Indeed, one of the many benefits of this sideshow is that battered American institutions like the federal judiciary are showing their resilience. Turns out, judicial review often works. Judges, appointed by Republicans and Democrats alike, require actual evidence, not One America News Network hysteria.
But Giuliani himself has become the symbol of this moment. Read the live-tweets from Tuesday’s hearing. It’s truly astonishing behavior that in an ordinary case would likely be slapped down by the judge. He repeatedly brought up claims that are not part of the lawsuit in question. He repeatedly made hyperbolic claims of fraud on a national level, again without evidence. And when the judge actually asked him to justify throwing out thousands of ballots without any evidence of fraud, Giuliani simply did not answer.
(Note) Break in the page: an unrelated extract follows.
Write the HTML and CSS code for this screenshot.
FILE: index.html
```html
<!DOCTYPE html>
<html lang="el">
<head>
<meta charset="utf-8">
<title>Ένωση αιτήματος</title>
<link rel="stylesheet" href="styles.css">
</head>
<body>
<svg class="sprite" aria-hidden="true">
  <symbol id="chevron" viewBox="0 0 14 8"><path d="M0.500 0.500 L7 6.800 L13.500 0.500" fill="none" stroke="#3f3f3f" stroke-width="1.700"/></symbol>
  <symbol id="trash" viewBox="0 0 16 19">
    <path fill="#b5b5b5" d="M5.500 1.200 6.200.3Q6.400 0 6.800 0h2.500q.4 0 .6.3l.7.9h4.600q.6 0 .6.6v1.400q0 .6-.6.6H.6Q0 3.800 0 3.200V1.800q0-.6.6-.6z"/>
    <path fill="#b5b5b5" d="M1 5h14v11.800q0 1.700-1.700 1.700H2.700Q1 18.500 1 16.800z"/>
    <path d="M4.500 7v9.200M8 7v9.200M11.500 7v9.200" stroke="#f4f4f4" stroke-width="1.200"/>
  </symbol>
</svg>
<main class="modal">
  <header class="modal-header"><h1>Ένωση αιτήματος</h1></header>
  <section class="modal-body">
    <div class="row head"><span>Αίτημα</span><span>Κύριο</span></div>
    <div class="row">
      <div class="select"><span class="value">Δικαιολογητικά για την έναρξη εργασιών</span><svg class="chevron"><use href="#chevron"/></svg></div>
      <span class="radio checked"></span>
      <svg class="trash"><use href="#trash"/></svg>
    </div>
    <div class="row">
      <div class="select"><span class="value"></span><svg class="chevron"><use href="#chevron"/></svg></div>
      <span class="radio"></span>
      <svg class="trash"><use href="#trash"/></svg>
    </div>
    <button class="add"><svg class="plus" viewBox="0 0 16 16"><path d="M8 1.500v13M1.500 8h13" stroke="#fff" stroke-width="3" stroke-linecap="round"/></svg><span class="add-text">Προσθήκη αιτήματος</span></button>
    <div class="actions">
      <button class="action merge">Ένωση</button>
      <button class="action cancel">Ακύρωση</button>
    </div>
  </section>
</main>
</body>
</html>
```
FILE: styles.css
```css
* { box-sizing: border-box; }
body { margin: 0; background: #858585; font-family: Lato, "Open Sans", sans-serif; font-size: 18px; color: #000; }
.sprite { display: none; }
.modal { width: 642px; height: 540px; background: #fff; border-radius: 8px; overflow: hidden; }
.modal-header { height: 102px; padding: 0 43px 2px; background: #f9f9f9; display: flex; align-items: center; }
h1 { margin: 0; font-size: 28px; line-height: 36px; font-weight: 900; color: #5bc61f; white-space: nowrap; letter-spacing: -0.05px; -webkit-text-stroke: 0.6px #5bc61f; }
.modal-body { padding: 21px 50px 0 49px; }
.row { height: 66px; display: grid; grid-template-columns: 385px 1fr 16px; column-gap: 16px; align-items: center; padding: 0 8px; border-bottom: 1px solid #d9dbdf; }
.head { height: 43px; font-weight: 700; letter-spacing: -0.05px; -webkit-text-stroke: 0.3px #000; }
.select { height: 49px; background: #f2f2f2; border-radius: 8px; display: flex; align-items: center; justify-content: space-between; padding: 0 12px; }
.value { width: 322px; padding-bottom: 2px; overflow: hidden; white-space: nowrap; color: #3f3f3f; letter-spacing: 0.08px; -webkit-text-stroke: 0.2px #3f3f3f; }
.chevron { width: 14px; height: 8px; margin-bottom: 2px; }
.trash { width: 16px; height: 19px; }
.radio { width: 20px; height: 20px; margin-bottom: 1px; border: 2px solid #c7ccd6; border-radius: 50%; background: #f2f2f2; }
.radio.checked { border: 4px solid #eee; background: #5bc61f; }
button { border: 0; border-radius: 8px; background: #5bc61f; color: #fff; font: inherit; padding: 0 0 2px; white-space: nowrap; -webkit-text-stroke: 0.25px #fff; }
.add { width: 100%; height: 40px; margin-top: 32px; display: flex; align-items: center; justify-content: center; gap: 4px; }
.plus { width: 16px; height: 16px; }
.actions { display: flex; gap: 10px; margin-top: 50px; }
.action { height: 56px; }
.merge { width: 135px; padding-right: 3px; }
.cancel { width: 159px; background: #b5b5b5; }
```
For that matter, watch the video of the now infamous, endlessly memed press conference in front of Four Seasons Total Landscaping in North Philadelphia. Deservedly, that event is mostly remembered for its hilariously mistaken location—not the Four Seasons hotel, but a parking lot between a crematorium and a porn shop. But Giuliani’s rant at that event was so profoundly insane as to be self-parody, as if Kate McKinnon had snuck into Philly to give the presser in his place.
Now, there are multiple theories of why Giuliani is doing this. Maybe he’s hard up for money. He has a reported net worth of around $50 million, but The New York Times reports that Giuliani has asked for $20,000 per day to prolong this farce. He denied that allegation, but his alimony payments alone are $42,000 per month. Maybe Trump has something on him. Maybe he’s got troubles of his own as he’s gravitated over the years toward shady characters and fraudsters like Lev Parnas and Igor Fruman. Maybe he really is a conspiracy nut, convinced that Ukraine, not Russia, hacked the 2016 election; that Hunter Biden is some hardened criminal; and that millions of ballots cast in 2020 were fraudulent, despite, again, absolutely no evidence of that and the numerous statements by election officials that the election was free and fair.
Whatever the reasons, Giuliani the raving lunatic has made it easier for Republicans looking for a way to acknowledge the obvious while not enraging the base. So far, 10 Republican senators have now acknowledged President-elect Biden’s victory, with most of the remainder (Lindsey Graham excepted) probably just waiting for the court challenges to peter out and the states to certify the results.
For Rudy is now the symbol of Trumpism itself: unhinged and consumed by conspiracy theories. Like Trump’s most ardent supporters, he is the embodiment of denial in the face of cognitive dissonance. Half King Lear and half Falstaff, he is the face of this tragic farce, sputtering and gesticulating, full of sound and fury, signifying nothing.